La Cassazione mette un punto sull'annosa questione

Abogado Francesca Servadei - Con sentenza del 12 gennaio 2016 le Sezioni Unite della Cassazione hanno risolto l'annosa questione riguardante l'arresto in "quasi flagranza". 

In un primo momento è d'obbligo soffermare l'attenzione sul concetto di flagranza, il quale, escludendo particolari indagini per la esistenza del reato e la corrispettiva individuazione del colpevole, si cristallizza in un preciso momento, ossia quando "chi, subito dopo il reato, è inseguito dalla polizia giudiziaria, dalla persona offesa, o da altre persone ovvero è sorpreso con cose o tracce dalle quali appaia che egli abbia commesso il reato, immediatamente prima".  

Da ciò si desume, pertanto, che il concetto di flagranza si inscrive in un arco temporale molto ristretto, ossia subito dopo il reato, ovvero quasi contestualmente a quando il reo sia sorpreso con cose o tracce derivanti da reato. 

La giurisprudenza di legittimità nel corso degli anni ha avuto orientamenti contrastanti sull'argomento. 

Per la sentenza della V Sezione della Corte di Cassazione n. 3032 del 1999, la quasi flagranza non si verifica nel caso in cui l'inseguimento ad opera della Polizia Giudiziaria dell'indagato è iniziato a seguito di informazioni avute da terze persone. 

Tale orientamento è stato successivamente avallato da una cospicua giurisprudenza di Piazza Cavour, per esempio con la sentenza 17619/2004, pronunciata dalla IV Sezione, ovvero, la pronuncia num. 15912/ 2013 della IV Sezione della Suprema Corte ed un recente orientamento del 2014 con sentenza 43394 emessa dalla I Sezione della Cassazione. 

Di segno totalmente diverso, sono le pronunce per le quali la quasi flagranza consiste in uno stretto legame tra azione penalmente rilevante e limitazione della libertà alla luce del quale vi sia l'individuazione del colpevole mediante la continuità dell'attività di controllo svolta dagli agenti di sicurezza. 

Nello specifico, la Suprema Corte di Cassazione, con sentenza

n. 28246 del 2014, assunta dalla I Sezione, ha individuato lo stato di quasi flagranza nel caso in cui l'arresto si sia verificato non appena la P.G., ha avuto notizie del reato; è da aggiungere che, secondo tale pronuncia, il concetto di inseguimento, legato alla fattispecie della quasi flagranza, deve essere inteso in senso lato, ossia facendo rientrare accanto al semplice tallonamento anche l'attività di ricerca, eseguita prontamente, e non necessariamente conclusa, purchè prolungata senza un giudizio prognostico di continuità, facendo leva su ricerche ovvero informazioni avute dalla vittima. 
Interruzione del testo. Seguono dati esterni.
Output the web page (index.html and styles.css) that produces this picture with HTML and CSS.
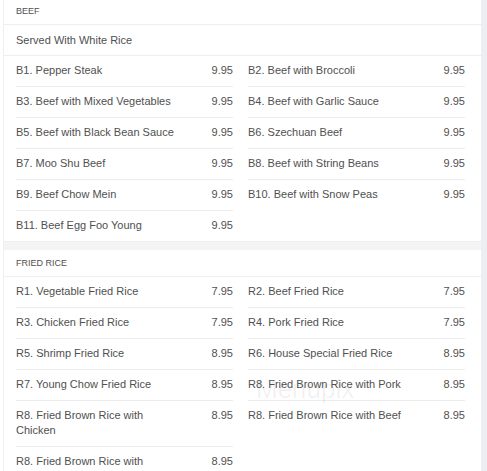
FILE: index.html
```html
<!DOCTYPE html>
<html lang="en">
<head>
  <meta charset="UTF-8">
  <title>Menu</title>
  <link rel="stylesheet" href="styles.css">
</head>
<body>
  <div class="page">
    <div class="menu">
      <div class="section first">
        <div class="cat">BEEF</div>
        <div class="note">Served With White Rice</div>
        <div class="items">
          <div class="item"><span>B1. Pepper Steak</span><span>9.95</span></div>
          <div class="item"><span>B2. Beef with Broccoli</span><span>9.95</span></div>
          <div class="item"><span>B3. Beef with Mixed Vegetables</span><span>9.95</span></div>
          <div class="item"><span>B4. Beef with Garlic Sauce</span><span>9.95</span></div>
          <div class="item"><span>B5. Beef with Black Bean Sauce</span><span>9.95</span></div>
          <div class="item"><span>B6. Szechuan Beef</span><span>9.95</span></div>
          <div class="item"><span>B7. Moo Shu Beef</span><span>9.95</span></div>
          <div class="item"><span>B8. Beef with String Beans</span><span>9.95</span></div>
          <div class="item"><span>B9. Beef Chow Mein</span><span>9.95</span></div>
          <div class="item last"><span>B10. Beef with Snow Peas</span><span>9.95</span></div>
          <div class="item last"><span>B11. Beef Egg Foo Young</span><span>9.95</span></div>
        </div>
      </div>
      <div class="band"></div>
      <div class="section">
        <div class="cat">FRIED RICE</div>
        <div class="items">
          <div class="item"><span>R1. Vegetable Fried Rice</span><span>7.95</span></div>
          <div class="item"><span>R2. Beef Fried Rice</span><span>7.95</span></div>
          <div class="item"><span>R3. Chicken Fried Rice</span><span>7.95</span></div>
          <div class="item"><span>R4. Pork Fried Rice</span><span>7.95</span></div>
          <div class="item"><span>R5. Shrimp Fried Rice</span><span>8.95</span></div>
          <div class="item"><span>R6. House Special Fried Rice</span><span>8.95</span></div>
          <div class="item"><span>R7. Young Chow Fried Rice</span><span>8.95</span></div>
          <div class="item"><span>R8. Fried Brown Rice with Pork</span><span>8.95</span></div>
          <div class="item"><span>R8. Fried Brown Rice with<br>Chicken</span><span>8.95</span></div>
          <div class="item last"><span>R8. Fried Brown Rice with Beef</span><span>8.95</span></div>
          <div class="item"><span>R8. Fried Brown Rice with<br>Shrimp</span><span>8.95</span></div>
        </div>
      </div>
      <div class="mark">Menupix</div>
    </div>
    <div class="scroll"></div>
  </div>
</body>
</html>
```

FILE: styles.css
```css
body {
  margin: 0;
  font-family: "Liberation Sans", Arial, sans-serif;
  font-size: 11px;
  color: #505050;
  background: #fff;
  overflow: hidden;
}
.page {
  display: flex;
  height: 471px;
}
.menu {
  flex: 1;
  position: relative;
  border-left: 1px solid #f0f0f0;
  margin-left: 3px;
  overflow: hidden;
}
.scroll {
  width: 6px;
  background: #eceef2;
}
.section.first {
  margin-top: -2px;
}
.cat {
  font-size: 9px;
  line-height: 12px;
  padding: 7px 12px 7px;
  border-bottom: 1px solid #eee;
}
.note {
  line-height: 15px;
  padding: 8px 12px 7px;
  border-bottom: 1px solid #eee;
}
.items {
  display: grid;
  grid-template-columns: 217px 217px;
  column-gap: 15px;
  padding: 0 12px;
}
.item {
  display: flex;
  justify-content: space-between;
  align-items: flex-start;
  line-height: 15px;
  padding: 7px 0 8px;
  border-bottom: 1px solid #ececec;
}
.item.last {
  border-bottom: none;
}
.band {
  height: 8px;
  background: #f4f4f4;
  border-top: 1px solid #f0f0f0;
}
.mark {
  position: absolute;
  left: 252px;
  top: 374px;
  font-size: 26px;
  color: rgba(0,0,0,0.06);
  pointer-events: none;
}
```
È lecito osservare che l'orientamento adottato si conforma a quello precedentemente espresso da altre pronunce della Suprema Corte (cfr., sentenze nn. 2738/1999; 4348/2003; 6916/2011), nelle quali è stato riconosciuto lo stato di quasi flagranza, e quindi l'intervento degli operanti nell'immediatezza del reato, sulla base di dichiarazioni rese da testimoni oculari e correi. 

Da quanto si evince, per molto tempo, è venuto a mancare un orientamento al quale potersi conformare e proprio tale lacuna ha spinto la V Sezione della Cassazione, con ordinanza n. 12282 del 2015, a chiedere lumi alle Sezioni Unite affinché potessero porre fine al contrasto giurisprudenziale. 

Tale orientamento è stato finalmente ottenuto con la sentenza in commento, alla luce della quale gli Ermellini hanno statuito che lo stato di quasi flagranza non può sussistere sulla base di informazioni fornite dalla vittima ovvero da terzi nella immediatezza del fatto.